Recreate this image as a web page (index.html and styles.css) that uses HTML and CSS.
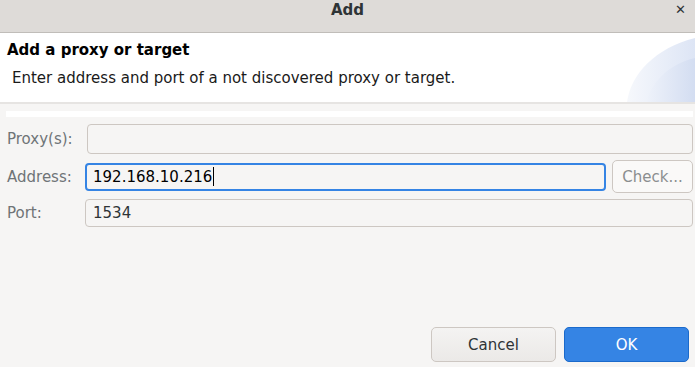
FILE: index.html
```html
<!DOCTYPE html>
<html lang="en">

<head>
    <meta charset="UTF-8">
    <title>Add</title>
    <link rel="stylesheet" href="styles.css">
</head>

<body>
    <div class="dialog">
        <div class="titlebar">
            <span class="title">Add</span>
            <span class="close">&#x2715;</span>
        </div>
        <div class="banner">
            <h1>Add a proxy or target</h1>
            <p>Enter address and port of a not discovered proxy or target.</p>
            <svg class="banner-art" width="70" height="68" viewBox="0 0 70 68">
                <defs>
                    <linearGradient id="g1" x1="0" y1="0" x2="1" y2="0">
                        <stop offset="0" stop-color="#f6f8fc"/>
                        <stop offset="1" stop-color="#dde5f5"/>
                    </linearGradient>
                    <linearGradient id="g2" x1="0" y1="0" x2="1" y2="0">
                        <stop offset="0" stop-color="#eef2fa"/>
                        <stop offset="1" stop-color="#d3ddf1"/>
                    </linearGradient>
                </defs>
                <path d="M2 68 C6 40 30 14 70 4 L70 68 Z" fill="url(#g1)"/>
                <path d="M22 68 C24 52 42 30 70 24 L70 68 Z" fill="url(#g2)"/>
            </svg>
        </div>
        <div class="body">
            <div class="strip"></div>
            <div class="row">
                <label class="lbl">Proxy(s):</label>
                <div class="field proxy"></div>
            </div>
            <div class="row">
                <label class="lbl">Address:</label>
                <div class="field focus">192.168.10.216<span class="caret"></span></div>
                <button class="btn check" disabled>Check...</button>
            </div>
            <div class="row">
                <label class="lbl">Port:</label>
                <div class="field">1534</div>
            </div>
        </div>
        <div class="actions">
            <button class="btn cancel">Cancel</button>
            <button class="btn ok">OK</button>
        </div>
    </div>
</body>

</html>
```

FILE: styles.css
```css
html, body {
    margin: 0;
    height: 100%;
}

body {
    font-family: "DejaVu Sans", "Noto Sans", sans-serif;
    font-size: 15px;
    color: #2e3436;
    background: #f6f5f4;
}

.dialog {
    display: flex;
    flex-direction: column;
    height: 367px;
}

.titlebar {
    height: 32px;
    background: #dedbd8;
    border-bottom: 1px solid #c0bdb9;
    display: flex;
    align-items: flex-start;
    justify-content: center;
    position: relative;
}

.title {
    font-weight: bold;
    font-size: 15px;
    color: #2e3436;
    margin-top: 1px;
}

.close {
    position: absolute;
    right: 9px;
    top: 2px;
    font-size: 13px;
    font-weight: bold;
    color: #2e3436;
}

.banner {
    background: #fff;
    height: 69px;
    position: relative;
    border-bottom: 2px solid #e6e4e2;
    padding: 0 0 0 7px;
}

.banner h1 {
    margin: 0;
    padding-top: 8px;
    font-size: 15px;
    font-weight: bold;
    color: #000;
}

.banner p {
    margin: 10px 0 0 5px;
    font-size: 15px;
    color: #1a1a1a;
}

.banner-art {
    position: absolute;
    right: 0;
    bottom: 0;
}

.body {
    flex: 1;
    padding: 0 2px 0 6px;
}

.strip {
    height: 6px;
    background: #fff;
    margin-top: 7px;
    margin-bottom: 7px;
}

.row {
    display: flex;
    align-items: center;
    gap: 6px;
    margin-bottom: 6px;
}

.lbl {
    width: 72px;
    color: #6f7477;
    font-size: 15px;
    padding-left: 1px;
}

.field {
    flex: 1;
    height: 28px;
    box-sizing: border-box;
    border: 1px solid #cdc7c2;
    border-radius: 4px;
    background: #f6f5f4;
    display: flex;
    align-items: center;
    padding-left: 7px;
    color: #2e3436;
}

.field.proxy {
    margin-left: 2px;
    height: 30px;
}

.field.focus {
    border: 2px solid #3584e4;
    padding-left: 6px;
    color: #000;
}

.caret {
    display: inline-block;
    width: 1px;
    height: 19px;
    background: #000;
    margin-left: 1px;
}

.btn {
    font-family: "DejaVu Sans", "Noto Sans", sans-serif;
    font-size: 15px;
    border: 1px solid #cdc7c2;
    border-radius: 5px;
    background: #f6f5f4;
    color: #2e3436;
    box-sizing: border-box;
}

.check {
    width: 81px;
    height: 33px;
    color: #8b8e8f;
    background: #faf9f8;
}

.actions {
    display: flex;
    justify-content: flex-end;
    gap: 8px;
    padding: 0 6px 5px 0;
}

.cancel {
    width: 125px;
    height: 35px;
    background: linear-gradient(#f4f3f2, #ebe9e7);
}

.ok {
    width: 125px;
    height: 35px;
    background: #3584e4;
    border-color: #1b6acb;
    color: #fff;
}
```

--

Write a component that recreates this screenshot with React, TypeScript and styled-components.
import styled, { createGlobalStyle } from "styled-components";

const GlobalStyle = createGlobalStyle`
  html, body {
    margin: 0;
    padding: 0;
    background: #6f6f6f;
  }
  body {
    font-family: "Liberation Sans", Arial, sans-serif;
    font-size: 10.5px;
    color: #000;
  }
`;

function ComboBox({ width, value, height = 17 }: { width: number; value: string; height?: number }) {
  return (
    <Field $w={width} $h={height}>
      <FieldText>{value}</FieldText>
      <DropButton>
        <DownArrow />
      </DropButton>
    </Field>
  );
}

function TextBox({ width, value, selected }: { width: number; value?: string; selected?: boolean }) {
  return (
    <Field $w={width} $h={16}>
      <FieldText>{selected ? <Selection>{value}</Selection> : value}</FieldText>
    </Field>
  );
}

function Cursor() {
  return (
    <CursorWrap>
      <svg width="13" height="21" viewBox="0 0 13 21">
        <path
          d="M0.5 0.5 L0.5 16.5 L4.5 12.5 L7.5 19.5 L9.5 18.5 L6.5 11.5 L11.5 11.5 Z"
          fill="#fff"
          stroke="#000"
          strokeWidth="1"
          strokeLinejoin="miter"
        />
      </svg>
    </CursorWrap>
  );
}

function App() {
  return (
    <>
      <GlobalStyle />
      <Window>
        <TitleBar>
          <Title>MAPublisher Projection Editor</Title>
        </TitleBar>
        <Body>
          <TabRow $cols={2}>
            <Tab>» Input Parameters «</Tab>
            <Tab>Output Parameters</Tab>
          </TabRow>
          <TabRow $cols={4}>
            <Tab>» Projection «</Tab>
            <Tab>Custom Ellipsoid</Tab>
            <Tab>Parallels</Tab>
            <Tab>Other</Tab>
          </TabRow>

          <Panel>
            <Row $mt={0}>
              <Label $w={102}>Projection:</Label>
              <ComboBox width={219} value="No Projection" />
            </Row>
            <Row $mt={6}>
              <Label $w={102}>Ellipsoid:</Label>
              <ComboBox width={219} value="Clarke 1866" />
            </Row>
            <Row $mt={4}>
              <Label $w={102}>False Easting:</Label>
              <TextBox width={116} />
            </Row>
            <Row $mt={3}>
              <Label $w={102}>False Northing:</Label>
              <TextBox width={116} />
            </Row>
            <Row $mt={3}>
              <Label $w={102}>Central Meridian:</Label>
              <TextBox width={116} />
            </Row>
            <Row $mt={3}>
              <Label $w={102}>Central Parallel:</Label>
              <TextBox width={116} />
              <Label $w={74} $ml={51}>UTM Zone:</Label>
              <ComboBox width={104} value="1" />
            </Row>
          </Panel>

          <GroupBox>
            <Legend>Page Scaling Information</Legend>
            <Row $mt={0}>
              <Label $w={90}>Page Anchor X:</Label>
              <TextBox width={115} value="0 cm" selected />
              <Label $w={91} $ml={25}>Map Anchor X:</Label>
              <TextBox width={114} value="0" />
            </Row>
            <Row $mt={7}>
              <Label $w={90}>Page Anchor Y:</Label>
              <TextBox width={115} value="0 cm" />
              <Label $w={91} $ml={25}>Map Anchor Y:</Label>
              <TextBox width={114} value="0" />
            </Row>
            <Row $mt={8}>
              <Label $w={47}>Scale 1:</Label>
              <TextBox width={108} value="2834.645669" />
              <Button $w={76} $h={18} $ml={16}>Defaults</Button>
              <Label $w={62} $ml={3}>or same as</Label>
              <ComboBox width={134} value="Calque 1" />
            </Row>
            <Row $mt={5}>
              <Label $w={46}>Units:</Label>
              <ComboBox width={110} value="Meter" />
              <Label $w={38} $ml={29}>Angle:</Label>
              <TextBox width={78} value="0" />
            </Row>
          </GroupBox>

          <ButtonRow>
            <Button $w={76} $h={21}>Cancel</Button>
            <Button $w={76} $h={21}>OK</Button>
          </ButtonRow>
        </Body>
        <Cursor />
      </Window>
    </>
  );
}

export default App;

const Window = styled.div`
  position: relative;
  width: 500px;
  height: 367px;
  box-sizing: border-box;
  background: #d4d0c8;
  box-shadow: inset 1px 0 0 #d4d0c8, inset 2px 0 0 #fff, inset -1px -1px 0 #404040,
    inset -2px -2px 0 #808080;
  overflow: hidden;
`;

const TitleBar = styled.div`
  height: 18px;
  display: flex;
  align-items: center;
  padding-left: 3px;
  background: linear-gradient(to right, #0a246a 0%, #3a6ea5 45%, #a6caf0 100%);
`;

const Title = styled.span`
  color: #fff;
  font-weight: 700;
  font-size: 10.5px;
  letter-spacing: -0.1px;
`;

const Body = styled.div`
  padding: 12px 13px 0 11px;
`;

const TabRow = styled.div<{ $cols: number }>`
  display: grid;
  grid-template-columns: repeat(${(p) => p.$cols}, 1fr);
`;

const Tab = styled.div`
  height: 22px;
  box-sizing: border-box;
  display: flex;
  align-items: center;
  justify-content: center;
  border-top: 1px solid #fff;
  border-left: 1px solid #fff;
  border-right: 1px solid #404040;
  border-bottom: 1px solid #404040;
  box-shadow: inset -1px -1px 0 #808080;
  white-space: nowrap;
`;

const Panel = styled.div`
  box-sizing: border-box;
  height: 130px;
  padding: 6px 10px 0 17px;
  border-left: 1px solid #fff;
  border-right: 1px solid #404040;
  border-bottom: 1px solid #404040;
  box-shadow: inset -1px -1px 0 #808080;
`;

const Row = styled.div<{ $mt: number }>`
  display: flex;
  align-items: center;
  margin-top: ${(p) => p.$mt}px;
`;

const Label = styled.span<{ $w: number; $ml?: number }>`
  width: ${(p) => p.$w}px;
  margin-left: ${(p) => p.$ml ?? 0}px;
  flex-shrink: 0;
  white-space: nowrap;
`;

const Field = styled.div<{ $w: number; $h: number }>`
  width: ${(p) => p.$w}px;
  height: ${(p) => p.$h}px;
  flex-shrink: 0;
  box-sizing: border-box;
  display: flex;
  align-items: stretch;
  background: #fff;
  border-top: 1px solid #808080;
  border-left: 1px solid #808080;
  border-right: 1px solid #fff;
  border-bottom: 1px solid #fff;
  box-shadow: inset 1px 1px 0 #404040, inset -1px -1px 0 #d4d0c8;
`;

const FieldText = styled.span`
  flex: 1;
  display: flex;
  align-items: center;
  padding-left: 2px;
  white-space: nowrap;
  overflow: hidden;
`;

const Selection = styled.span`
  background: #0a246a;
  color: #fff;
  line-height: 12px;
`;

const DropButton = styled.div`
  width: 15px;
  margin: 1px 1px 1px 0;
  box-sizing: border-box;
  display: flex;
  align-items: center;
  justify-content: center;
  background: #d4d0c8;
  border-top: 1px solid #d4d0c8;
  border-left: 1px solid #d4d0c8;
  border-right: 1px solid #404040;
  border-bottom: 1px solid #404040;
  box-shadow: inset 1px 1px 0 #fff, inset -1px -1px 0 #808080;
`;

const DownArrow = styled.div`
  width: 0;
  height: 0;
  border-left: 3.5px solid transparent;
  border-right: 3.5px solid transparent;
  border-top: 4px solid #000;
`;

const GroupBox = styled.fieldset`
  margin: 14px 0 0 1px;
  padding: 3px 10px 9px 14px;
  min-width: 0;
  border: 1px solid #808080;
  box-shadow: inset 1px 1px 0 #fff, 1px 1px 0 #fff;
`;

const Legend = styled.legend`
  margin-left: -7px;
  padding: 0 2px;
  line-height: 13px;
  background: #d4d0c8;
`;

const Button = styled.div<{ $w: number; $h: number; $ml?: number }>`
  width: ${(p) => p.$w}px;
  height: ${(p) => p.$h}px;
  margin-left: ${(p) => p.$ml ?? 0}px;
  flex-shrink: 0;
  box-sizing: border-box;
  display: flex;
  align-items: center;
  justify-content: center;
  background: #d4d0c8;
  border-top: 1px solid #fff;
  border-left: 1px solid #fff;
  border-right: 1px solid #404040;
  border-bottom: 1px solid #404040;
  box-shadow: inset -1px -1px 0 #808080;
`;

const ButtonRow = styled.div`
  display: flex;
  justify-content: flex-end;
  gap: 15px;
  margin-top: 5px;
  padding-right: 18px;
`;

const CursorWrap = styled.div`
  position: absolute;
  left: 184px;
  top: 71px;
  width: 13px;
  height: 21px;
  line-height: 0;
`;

--

How many of the lines above hold "that"? Answer with only the number.

2